Drug recovery advocates say the decision to open a hydroponic supplies store near an addiction recovery center was in bad taste.

B.C. Hydro owner Kevin Spitler said his new business caters to indoor gardeners and most of his customers grow marijuana for medical use.

At 1027 W. Territorial Road, the store is three doors east of the newly renovated Alano Club of Battle Creek.

Bags of fertilizer line B.C. Hydro's walls and 1,000-watt grow lamps hang from its ceiling. Spitler's dog Bella and a video surveillance system greet customers at the door.

The supplier opened for business Jan. 11, a little more than a year after Michigan voters made marijuana use legal for certain medical conditions such as arthritis, cancer, glaucoma, anxiety and depression. Spitler called medical marijuana a "growing industry."

"Several similar stores have popped up all over Michigan," he said.

Spitler said the store does not sell marijuana or its byproducts -- only the tools needed to grow it indoors.

But local drug recovery advocates are disappointed the supplier chose that location.

"I think it's a shame that they've got to run this thing right next to a house of recovery," said Roy Tooke, Alano Club of Battle Creek board president. "I think they could be a little more tasteful than that."

Tooke said he is not concerned about its presence tempting recovering addicts any more than the liquor store that has been operating across the street from the Alano Club for several years.
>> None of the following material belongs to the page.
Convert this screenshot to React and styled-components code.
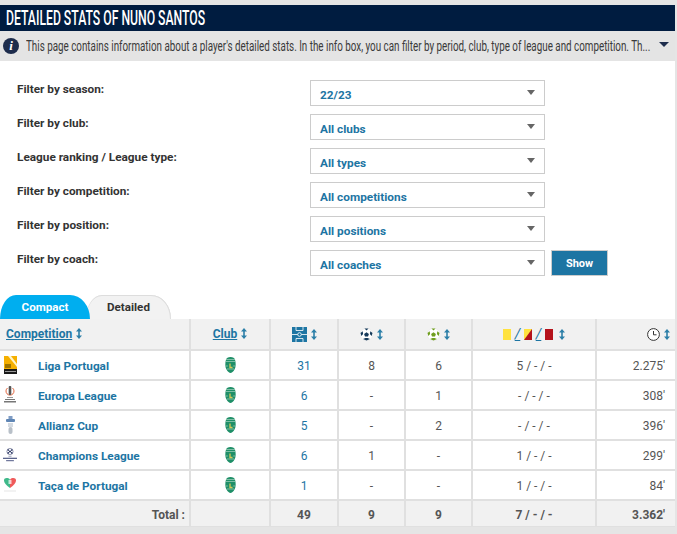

Suzanne Horsfall, executive director of Battle Creek's Substance Abuse Council, agreed that recovering addicts will experience all kinds of triggers in life and need to be supported in their decision to quit.

"We just need to support the people who are going to the Alano Club, but we can't isolate them," she said. "It's everywhere you go."
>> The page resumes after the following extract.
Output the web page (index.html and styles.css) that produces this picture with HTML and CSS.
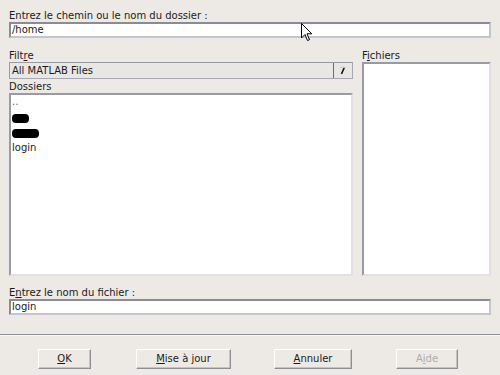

Tooke is concerned, however, that dozens of people have been gathering at the store and using the Alano Club's parking lot.

"Apparently they just don't care, would be my opinion," Tooke said. "It's really just all about them."
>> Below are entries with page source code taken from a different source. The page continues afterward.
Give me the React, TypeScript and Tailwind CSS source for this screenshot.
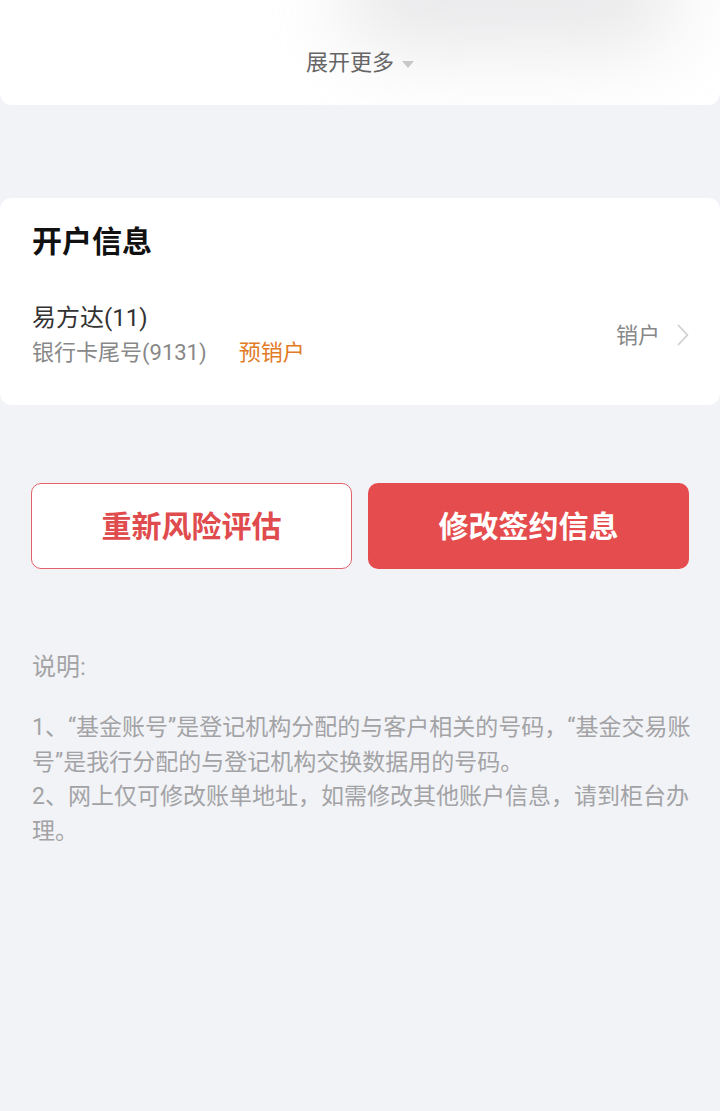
const font = { fontFamily: 'Roboto, "Noto Sans CJK SC", "Noto Sans", sans-serif' };

const notes = [
    '1、“基金账号”是登记机构分配的与客户相关的号码，“基金交易账号”是我行分配的与登记机构交换数据用的号码。',
    '2、网上仅可修改账单地址，如需修改其他账户信息，请到柜台办理。',
];

export default function App() {
    return (
        <div className="min-h-[1111px] w-full bg-[#f2f3f7]" style={font}>
            {/* top card, only its bottom part is on screen */}
            <div className="relative h-[105px] w-full overflow-hidden rounded-b-[12px] bg-white">
                <div className="pointer-events-none absolute -top-[60px] right-[40px] h-[110px] w-[340px] rounded-full bg-[#d9d9dc] opacity-60 blur-[40px]" />
                <div className="relative flex h-full items-end justify-center pb-[27px]">
                    <button className="flex items-center gap-[8px] text-[22px] leading-[30px] text-[#666]">
                        展开更多
                        <svg width="12" height="7" viewBox="0 0 12 7" className="mt-[2px]">
                            <path d="M0 0h12L6 7z" fill="#c8c8c8" />
                        </svg>
                    </button>
                </div>
            </div>

            <div className="h-[93px]" />

            {/* 开户信息 */}
            <section className="w-full rounded-[12px] bg-white px-[32px] pt-[26px] pb-[36px]">
                <h2 className="text-[30px] leading-[36px] font-bold text-[#111]">开户信息</h2>
                <div className="mt-[41px] flex items-center justify-between">
                    <div className="flex flex-col">
                        <span className="text-[24px] leading-[34px] text-[#333]">易方达(11)</span>
                        <div className="mt-[2px] flex items-center gap-[32px] text-[22px] leading-[32px]">
                            <span className="text-[#888]">银行卡尾号(9131)</span>
                            <span className="text-[#e17b26]">预销户</span>
                        </div>
                    </div>
                    <button className="-mr-[2px] flex items-center gap-[16px] text-[22px] text-[#888]">
                        销户
                        <svg width="14" height="22" viewBox="0 0 14 22" fill="none">
                            <path d="M2.5 1.5 L11.5 11 L2.5 20.5" stroke="#d0d0d2" strokeWidth="1.8" strokeLinecap="round" strokeLinejoin="round" />
                        </svg>
                    </button>
                </div>
            </section>

            {/* actions */}
            <div className="mt-[78px] grid grid-cols-2 gap-[16px] px-[31px]">
                <button className="h-[86px] rounded-[10px] border-[1.5px] border-[#e2626a] bg-white text-[30px] font-bold text-[#e04b4e]">
                    重新风险评估
                </button>
                <button className="h-[86px] rounded-[10px] bg-[#e54c4d] text-[30px] font-bold text-white">
                    修改签约信息
                </button>
            </div>

            {/* 说明 */}
            <div className="mt-[81px] pl-[32px] pr-[28px] text-[#a3a3a6]">
                <p className="text-[24px] leading-[34px]">说明:</p>
                <div className="mt-[27px] text-[23px] leading-[34.5px]">
                    {notes.map((n) => (
                        <p key={n}>{n}</p>
                    ))}
                </div>
            </div>
        </div>
    );
}
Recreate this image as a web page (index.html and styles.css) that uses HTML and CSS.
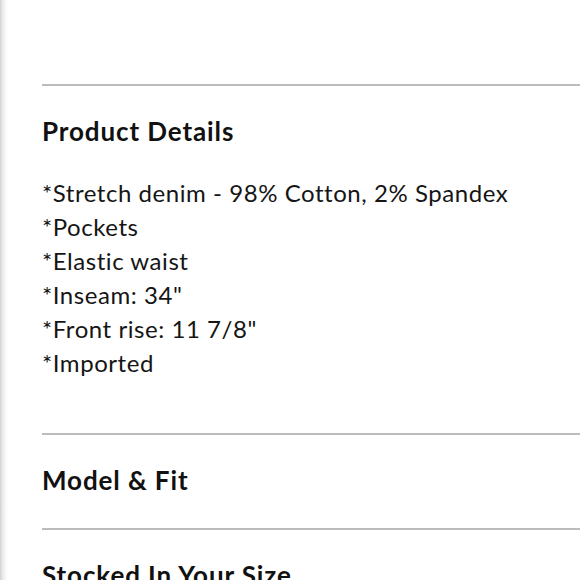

Spitler said there was no special reason for locating on West Territorial Road. He said he was driving around and found that the rental price was right on this location.

The building owner is renovating a second structure sandwiched between the hydroponic supplier and the Alano Club's parking lot, Spitler said. The owner intends to use the second structure as a "compassion club" where people can learn how to grow marijuana plants and become legally registered in Michigan.

Thomas Williams of Coraopolis, Pa. recently acquired the B.C. Hydro building and the neighboring building at 1035 W. Territorial Road, according to Calhoun County records. He did not respond to requests for comment.

The first public meeting of the Battle Creek Compassion Club will be 1-3 p.m. April 18, according to Spitler and the club's Web site, battlecreekcc.ning.com.

"We want people to know the benefits of medical marijuana," he said.

Greg Francisco, executive director of the Michigan Medical Marijuana Association, said the compassion club could help people addicted to other drugs. He said it was "a happy coincidence" the compassion club might open next door to a 12-step recovery center.

"A lot of alcoholics will use medical marijuana to kick their addiction to alcohol," Francisco said. "Like smokers switching to lollipops."

Spitler said he switched to topical cannabis ointments from prescription painkillers when he discovered the oil did more for his chronic pain.

The 36-year-old Delton man said in 2003 a power surge threw him "like a rag doll," crushing several vertebrae. He also developed an electricity-induced anxiety disorder in which he could not even plug a cord into a household socket.

Through desensitization therapy, he said he has in the past year overcome his fear, and now sells high-intensity discharge lights for growing plants, he said. He is registered with the state to grow, carry and use marijuana for his own chronic pain.